Mr Mahama made the call yesterday when he launched an Information and Communications Technology (ICT) training programme initiated by the Ministry of Employment and Social Welfare and rlg Communications for PWDs in Accra.
He used the occasion to inaugurate an ICT training centre for the programme at the Accra Rehabilitation Centre.
Under the GH¢21 million programme, 5,000 PWDs nationwide will be trained in ICT, mobile phone and computer repairs for six months. The government is contributing GH¢19 million, while rlg is supporting with GH¢2 million to cater for the tuition fees and transportation allowances for the trainees.
After the training, the graduates will be engaged as instructors at the various resource centres and for mobile phone and computer repairers in the districts, while others will be assisted to set up shops to sell and market rlg products.
The Vice-President said PWDs were not created to be beggars on the streets, basket weavers or shoe makers and that they could do the same work as able persons and even do it better, since “disability is not inability”.
He noted that some parents forced their disabled children to drop from school and allow the able ones to continue in order to save cost and asked those parents to refrain from that unacceptable move.
On the training, Mr Mahama said “the world is changing and becoming modern”, hence the need to equip PWDs with ICT skills to fit into the job market.
He said the days when PWDs were trained only in basket weaving and shoe making were gone and indicated that “we need to change the kind of training given to PWDs”.
He said the government intended to train about 20,000 PWDs countrywide by the end of 2013.
The Minister of Employment and Social Welfare, Mr E.T. Mensah, said the ICT training for PWDs was in line with the government’s key pillar of investing in people, since that was the only way the people could realise their potential.
He said PWDs were to receive ICT training that would make them marketable on the labour front and afford them the opportunity to lead decent lives.

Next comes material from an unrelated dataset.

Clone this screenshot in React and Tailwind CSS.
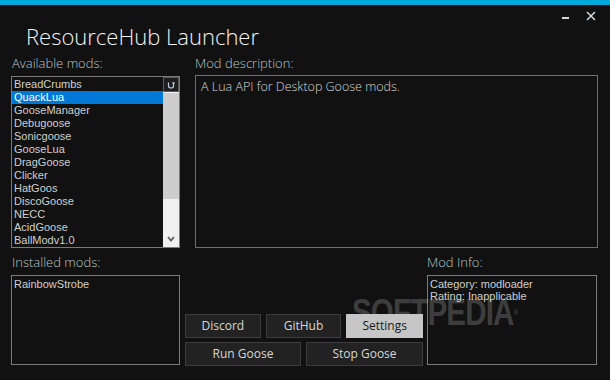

The Chief Executive Officer of rlg Communications, Mr Roland Agambire, said the training of the PWDs fell in line with the company’s determination to revolutionise ICT in Africa and create one million jobs for the youth in the world.
He said it was the desire of rlg to give decent jobs to at least 30 per cent of the four million PWDs in the country and indicated that the graduates would become technicians, engineers and sales representatives.
Mr Agambire announced that rlg would soon cut the sod for the construction of a technology city modeled along the lines of Silicon Valley in California, USA, to enable the company to realise its dream of creating one million jobs.
The Board Chairman of the National Council for Persons with Disability, Mr Andrew Okaikoi, said the ICT training would “enhance job opportunities for PWDs in today’s technology-driven world”.